>> BEGIN Supplied data

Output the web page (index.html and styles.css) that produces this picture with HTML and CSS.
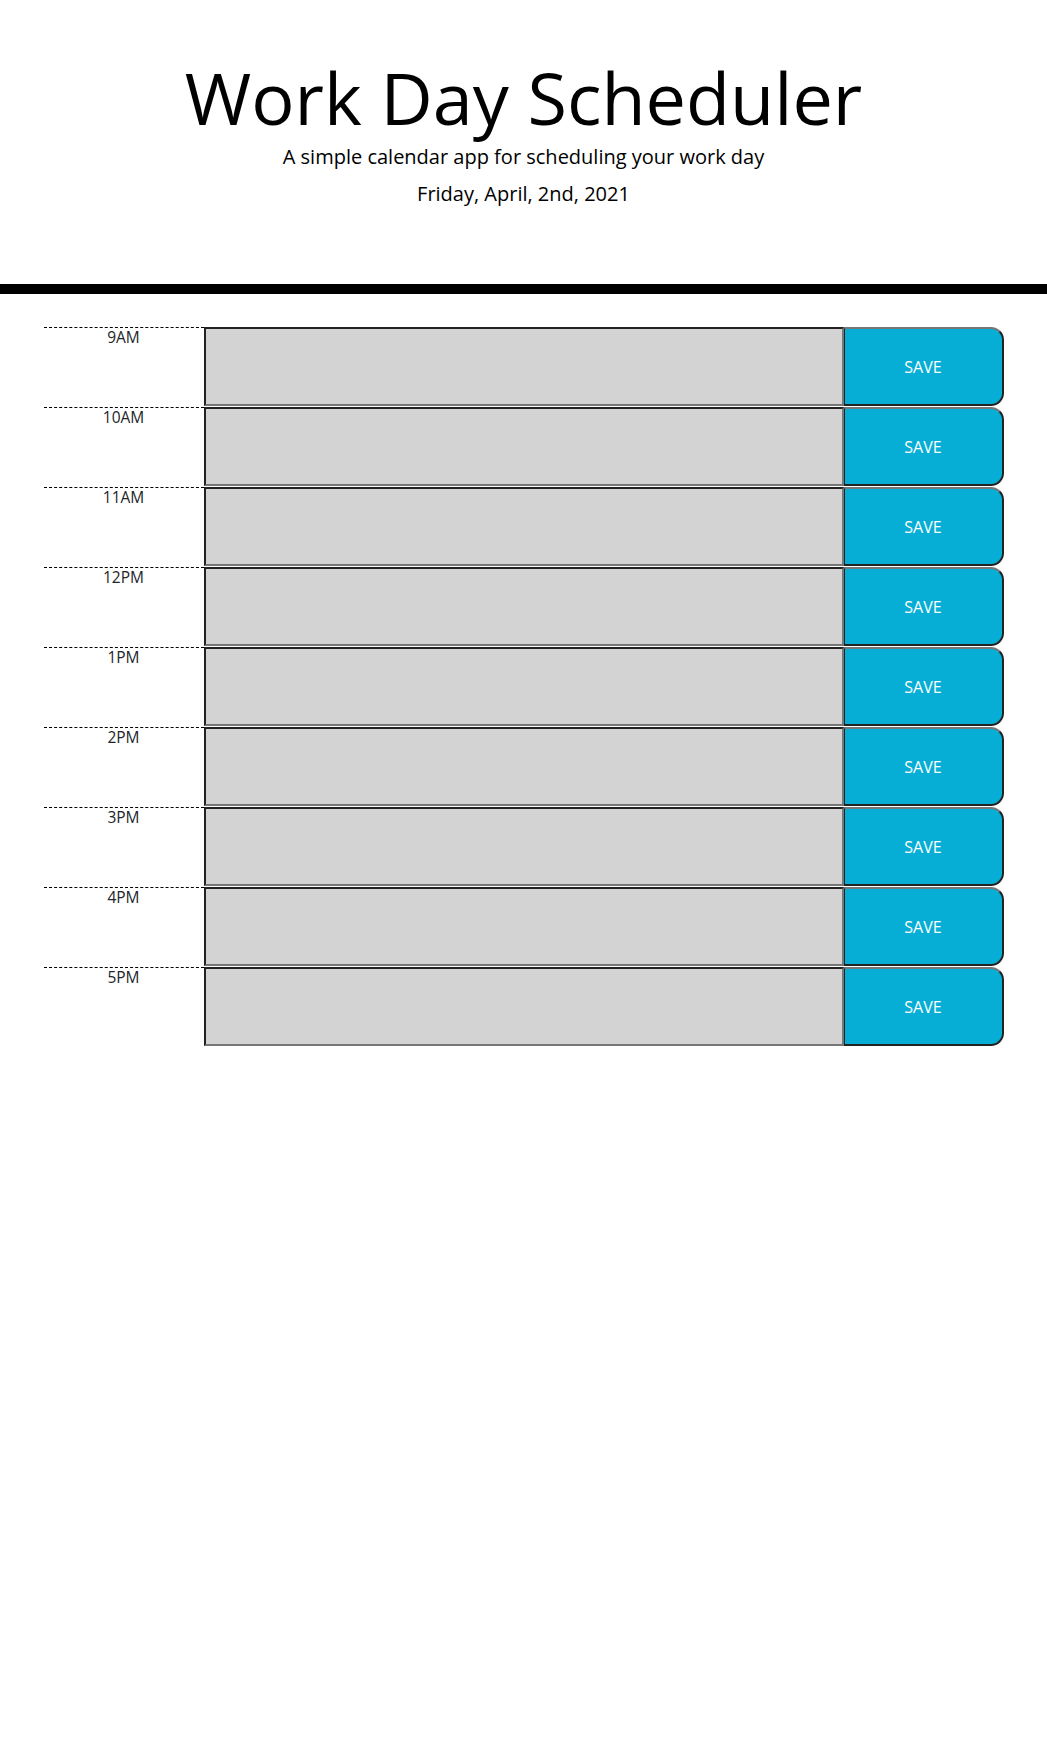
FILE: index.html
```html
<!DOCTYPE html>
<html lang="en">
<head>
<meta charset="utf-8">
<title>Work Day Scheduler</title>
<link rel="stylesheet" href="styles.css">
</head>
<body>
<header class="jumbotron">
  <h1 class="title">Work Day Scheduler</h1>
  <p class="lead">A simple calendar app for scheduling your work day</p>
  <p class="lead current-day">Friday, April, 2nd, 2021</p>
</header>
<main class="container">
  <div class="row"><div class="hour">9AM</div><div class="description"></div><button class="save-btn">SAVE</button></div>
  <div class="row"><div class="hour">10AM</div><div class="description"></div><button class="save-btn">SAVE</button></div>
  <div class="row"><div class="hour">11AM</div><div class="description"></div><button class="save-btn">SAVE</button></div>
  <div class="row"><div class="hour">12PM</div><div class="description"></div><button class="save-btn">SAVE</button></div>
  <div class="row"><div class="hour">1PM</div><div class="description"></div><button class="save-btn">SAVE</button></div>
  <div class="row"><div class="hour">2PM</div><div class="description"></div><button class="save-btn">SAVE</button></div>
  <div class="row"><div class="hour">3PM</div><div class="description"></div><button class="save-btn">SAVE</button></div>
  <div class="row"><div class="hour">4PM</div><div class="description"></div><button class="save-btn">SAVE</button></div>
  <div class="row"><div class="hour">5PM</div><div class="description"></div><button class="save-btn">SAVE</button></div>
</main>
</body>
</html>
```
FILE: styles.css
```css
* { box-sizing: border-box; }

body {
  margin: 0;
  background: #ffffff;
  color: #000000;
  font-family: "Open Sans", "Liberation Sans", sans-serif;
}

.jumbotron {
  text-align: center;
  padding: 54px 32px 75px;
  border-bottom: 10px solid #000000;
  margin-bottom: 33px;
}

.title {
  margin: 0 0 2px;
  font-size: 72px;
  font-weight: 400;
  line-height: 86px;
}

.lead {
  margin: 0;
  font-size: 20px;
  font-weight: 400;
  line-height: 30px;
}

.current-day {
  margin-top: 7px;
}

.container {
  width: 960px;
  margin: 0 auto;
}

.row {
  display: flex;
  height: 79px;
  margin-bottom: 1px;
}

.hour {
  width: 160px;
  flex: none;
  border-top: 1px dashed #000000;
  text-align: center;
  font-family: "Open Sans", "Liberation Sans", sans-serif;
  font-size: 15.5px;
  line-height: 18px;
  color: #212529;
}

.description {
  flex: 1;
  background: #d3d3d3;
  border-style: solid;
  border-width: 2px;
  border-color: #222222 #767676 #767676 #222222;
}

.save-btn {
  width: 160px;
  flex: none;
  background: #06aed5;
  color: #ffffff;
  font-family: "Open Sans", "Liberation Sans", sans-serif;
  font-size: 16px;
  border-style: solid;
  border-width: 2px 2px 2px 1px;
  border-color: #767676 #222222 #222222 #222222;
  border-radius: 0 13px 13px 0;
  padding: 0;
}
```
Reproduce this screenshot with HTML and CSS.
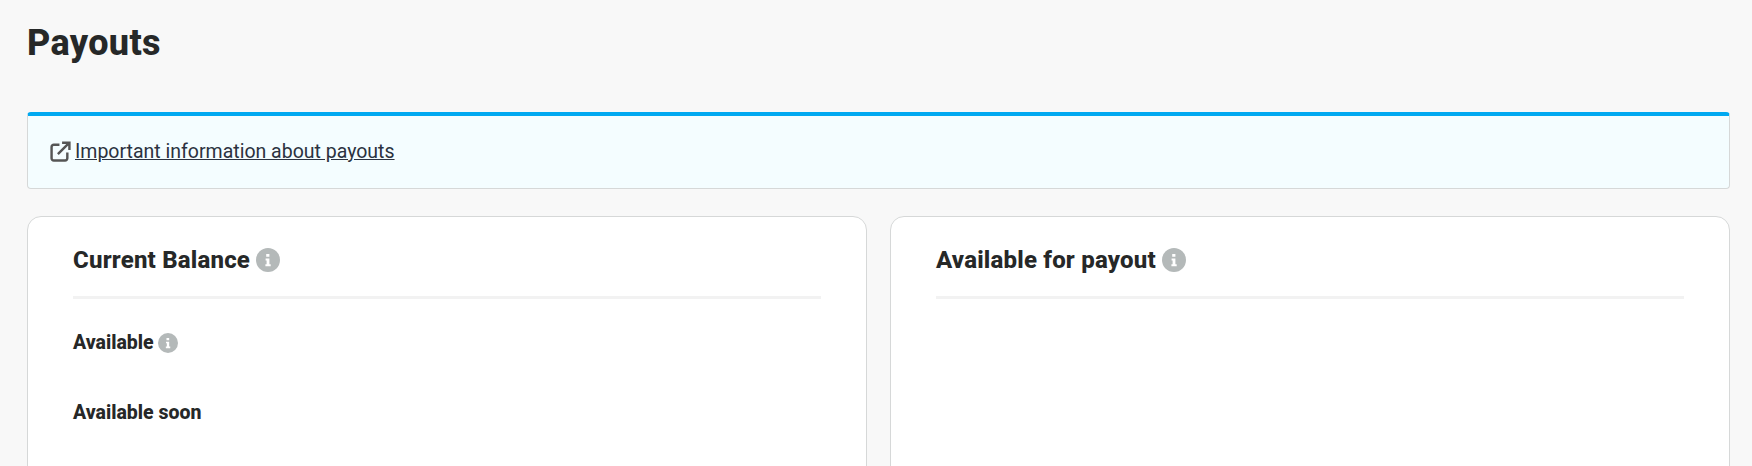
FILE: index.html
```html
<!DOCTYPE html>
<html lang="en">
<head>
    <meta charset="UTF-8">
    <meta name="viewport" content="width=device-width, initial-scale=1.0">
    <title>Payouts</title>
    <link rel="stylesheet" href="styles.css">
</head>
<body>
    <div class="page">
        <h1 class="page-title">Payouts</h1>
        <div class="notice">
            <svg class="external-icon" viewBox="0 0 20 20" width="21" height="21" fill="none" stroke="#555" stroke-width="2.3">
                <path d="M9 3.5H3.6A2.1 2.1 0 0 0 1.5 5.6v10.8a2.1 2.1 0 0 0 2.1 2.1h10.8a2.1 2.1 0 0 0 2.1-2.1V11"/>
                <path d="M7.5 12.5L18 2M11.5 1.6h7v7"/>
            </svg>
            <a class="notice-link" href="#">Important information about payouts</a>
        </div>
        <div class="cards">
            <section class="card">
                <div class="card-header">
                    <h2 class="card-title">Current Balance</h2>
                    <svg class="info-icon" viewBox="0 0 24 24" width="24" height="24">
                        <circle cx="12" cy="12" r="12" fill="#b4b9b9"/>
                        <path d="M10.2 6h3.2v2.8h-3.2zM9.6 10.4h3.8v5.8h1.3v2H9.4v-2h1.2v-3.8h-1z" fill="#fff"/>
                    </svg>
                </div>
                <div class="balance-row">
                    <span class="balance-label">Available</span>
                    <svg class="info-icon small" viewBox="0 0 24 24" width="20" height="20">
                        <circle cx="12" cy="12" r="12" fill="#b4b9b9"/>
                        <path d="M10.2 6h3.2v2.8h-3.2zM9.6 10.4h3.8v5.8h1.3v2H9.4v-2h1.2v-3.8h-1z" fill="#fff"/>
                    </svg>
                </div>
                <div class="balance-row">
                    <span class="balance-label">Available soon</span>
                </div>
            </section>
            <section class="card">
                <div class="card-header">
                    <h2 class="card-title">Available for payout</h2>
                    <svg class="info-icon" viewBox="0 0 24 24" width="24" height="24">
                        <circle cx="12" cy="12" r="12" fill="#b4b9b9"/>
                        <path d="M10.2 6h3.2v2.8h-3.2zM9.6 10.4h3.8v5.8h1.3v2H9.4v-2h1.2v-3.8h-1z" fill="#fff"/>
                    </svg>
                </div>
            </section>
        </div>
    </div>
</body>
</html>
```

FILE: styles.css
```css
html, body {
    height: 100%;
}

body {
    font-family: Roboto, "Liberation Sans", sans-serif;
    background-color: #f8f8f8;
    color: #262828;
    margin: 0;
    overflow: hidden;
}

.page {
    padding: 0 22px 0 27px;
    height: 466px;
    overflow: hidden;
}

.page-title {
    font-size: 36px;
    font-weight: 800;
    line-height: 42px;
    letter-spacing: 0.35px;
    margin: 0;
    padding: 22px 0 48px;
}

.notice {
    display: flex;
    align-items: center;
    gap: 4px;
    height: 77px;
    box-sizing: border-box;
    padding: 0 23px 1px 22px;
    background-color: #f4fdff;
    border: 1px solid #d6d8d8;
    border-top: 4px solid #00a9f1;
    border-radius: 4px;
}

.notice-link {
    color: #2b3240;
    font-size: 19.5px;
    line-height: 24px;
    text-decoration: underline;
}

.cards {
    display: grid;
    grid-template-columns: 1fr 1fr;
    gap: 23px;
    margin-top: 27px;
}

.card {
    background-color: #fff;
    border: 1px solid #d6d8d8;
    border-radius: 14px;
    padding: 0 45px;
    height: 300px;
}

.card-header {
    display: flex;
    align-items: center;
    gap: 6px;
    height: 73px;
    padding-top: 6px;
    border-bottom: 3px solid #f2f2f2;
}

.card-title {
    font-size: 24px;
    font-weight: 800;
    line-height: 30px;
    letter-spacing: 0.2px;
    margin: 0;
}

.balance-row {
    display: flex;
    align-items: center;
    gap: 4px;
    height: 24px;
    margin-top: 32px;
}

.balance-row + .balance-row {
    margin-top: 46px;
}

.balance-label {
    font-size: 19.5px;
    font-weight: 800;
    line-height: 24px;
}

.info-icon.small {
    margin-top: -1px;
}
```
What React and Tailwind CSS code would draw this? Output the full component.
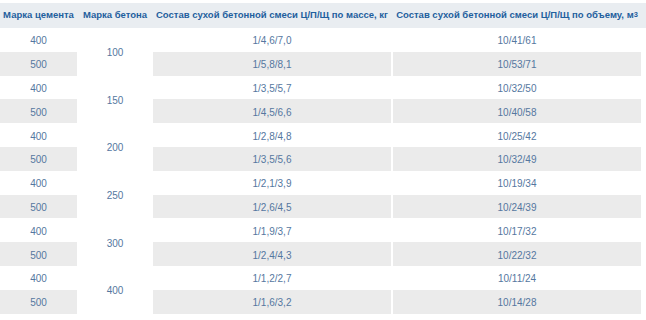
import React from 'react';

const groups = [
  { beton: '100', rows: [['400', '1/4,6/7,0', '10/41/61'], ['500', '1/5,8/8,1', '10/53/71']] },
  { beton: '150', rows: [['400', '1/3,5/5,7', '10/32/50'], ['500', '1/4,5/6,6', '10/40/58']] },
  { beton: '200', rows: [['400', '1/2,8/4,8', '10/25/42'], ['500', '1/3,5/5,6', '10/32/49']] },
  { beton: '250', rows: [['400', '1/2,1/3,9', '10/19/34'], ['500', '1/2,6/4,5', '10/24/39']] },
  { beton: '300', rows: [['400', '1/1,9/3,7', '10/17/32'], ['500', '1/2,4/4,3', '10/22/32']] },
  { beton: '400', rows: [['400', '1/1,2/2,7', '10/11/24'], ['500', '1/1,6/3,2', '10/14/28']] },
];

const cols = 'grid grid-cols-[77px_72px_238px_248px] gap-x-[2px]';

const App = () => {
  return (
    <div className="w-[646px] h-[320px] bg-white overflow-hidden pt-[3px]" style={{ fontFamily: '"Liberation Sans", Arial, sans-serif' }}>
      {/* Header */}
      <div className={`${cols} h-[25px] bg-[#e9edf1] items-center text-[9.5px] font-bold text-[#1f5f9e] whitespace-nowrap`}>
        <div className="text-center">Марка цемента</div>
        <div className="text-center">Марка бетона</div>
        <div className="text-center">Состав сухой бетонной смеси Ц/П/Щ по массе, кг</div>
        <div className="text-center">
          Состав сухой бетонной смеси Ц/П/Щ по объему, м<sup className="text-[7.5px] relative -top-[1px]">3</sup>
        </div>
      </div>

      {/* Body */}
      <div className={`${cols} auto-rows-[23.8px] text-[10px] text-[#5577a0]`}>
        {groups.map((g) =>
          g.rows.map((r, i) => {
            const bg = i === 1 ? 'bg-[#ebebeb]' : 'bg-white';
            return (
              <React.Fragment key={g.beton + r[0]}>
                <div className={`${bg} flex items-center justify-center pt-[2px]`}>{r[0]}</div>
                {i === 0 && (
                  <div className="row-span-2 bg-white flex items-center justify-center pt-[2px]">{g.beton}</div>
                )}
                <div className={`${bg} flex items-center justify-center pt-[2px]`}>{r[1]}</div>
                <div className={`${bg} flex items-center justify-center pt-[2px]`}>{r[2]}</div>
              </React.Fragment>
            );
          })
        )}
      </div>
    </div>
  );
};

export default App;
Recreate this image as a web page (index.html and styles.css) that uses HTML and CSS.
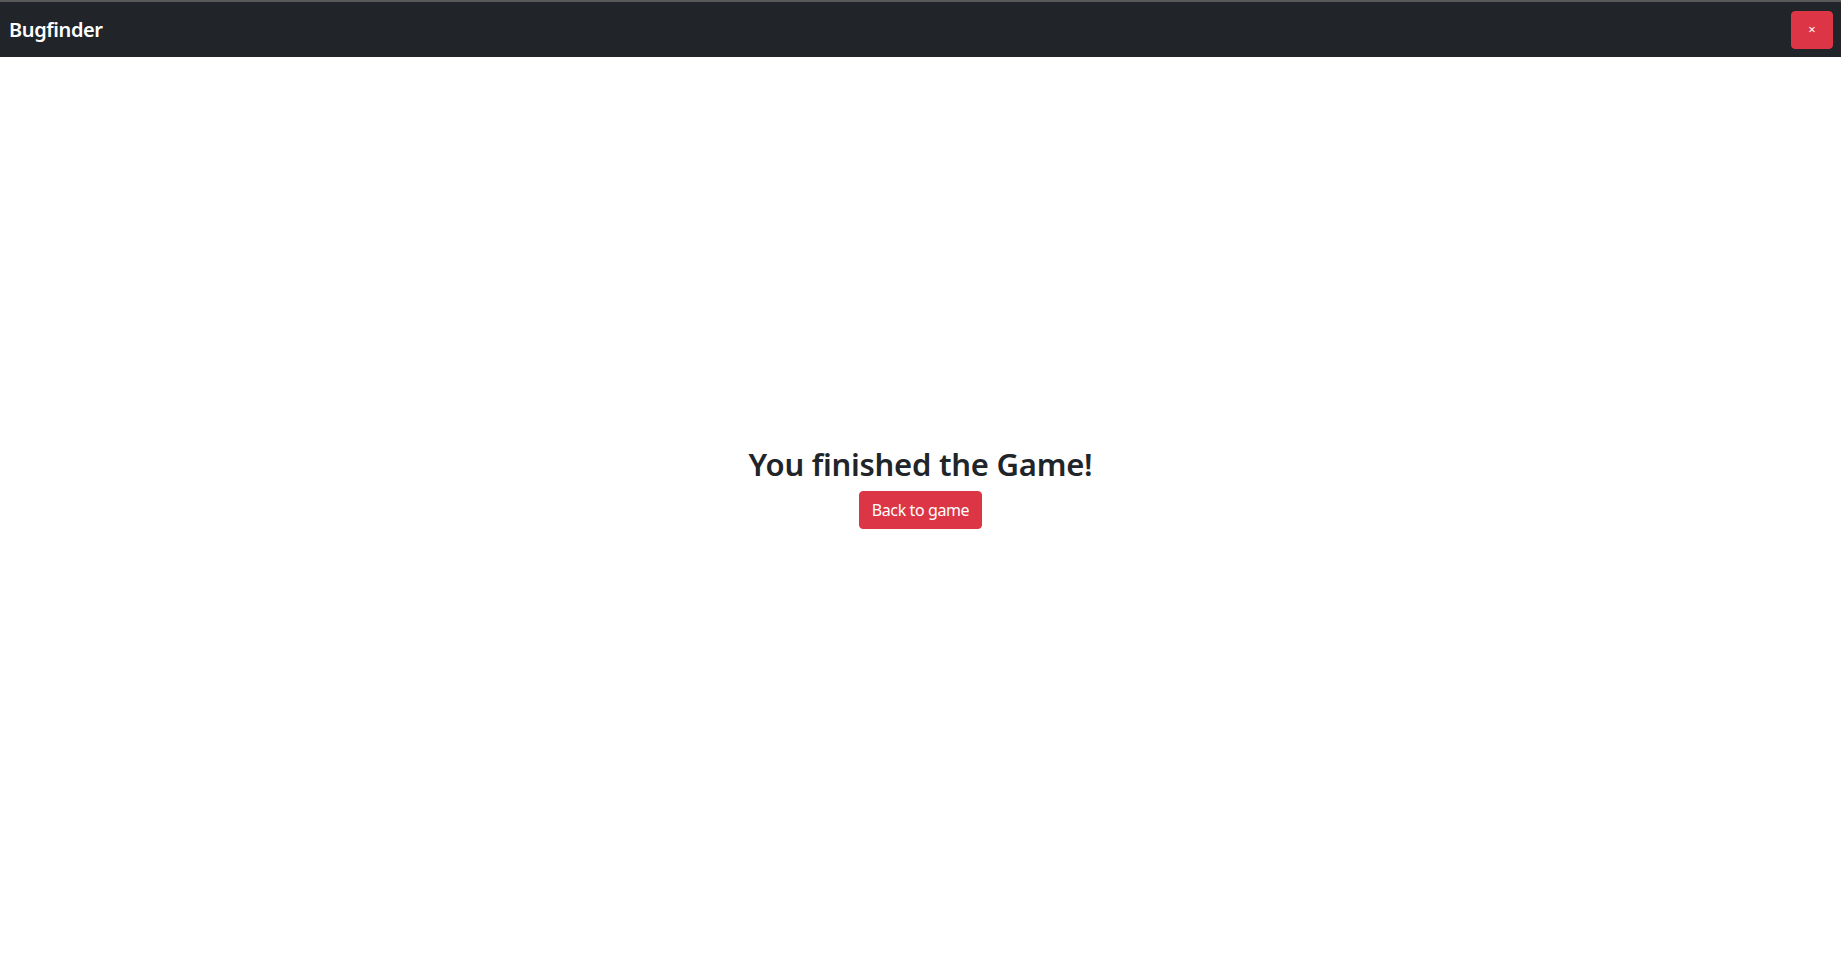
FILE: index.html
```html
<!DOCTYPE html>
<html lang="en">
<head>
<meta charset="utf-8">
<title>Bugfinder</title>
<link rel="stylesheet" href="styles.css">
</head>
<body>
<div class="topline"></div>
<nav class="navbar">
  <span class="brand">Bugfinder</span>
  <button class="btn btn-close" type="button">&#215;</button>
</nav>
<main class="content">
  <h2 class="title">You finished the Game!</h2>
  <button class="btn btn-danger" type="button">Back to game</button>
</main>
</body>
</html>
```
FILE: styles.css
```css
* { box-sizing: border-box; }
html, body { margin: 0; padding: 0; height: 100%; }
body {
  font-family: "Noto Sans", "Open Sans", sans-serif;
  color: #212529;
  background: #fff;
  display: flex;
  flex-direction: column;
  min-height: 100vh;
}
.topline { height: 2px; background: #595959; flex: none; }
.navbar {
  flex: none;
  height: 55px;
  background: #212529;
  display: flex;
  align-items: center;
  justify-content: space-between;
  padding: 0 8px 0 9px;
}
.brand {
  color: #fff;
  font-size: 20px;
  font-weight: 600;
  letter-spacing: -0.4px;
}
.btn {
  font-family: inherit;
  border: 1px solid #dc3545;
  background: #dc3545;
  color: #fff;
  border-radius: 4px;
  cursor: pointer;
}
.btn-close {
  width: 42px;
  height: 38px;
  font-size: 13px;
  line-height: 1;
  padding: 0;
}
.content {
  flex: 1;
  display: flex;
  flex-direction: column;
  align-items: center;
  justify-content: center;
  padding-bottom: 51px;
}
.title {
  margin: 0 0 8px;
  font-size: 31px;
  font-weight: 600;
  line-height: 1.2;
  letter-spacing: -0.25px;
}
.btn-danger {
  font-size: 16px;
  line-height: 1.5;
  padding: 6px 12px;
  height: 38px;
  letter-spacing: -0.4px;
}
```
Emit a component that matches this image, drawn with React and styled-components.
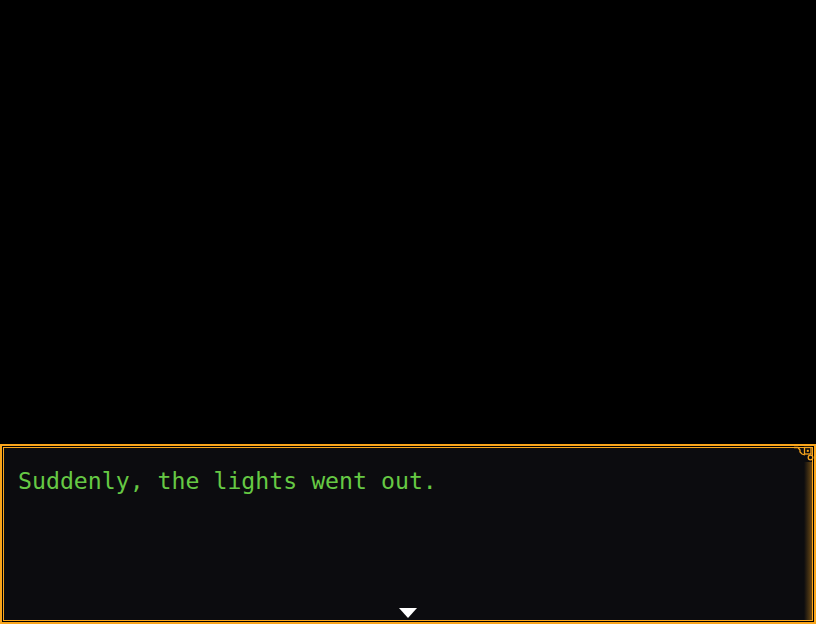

>> END Supplied data

In the records, locate each line holding the string "page" and copy it.

### Exercise response:
Output the web page (index.html and styles.css) that produces this picture with HTML and CSS.
    <div class="page">
        <h1 class="page-title">Payouts</h1>
.page {
.page-title {
Recreate this image as a web page (index.html and styles.css) that uses HTML and CSS.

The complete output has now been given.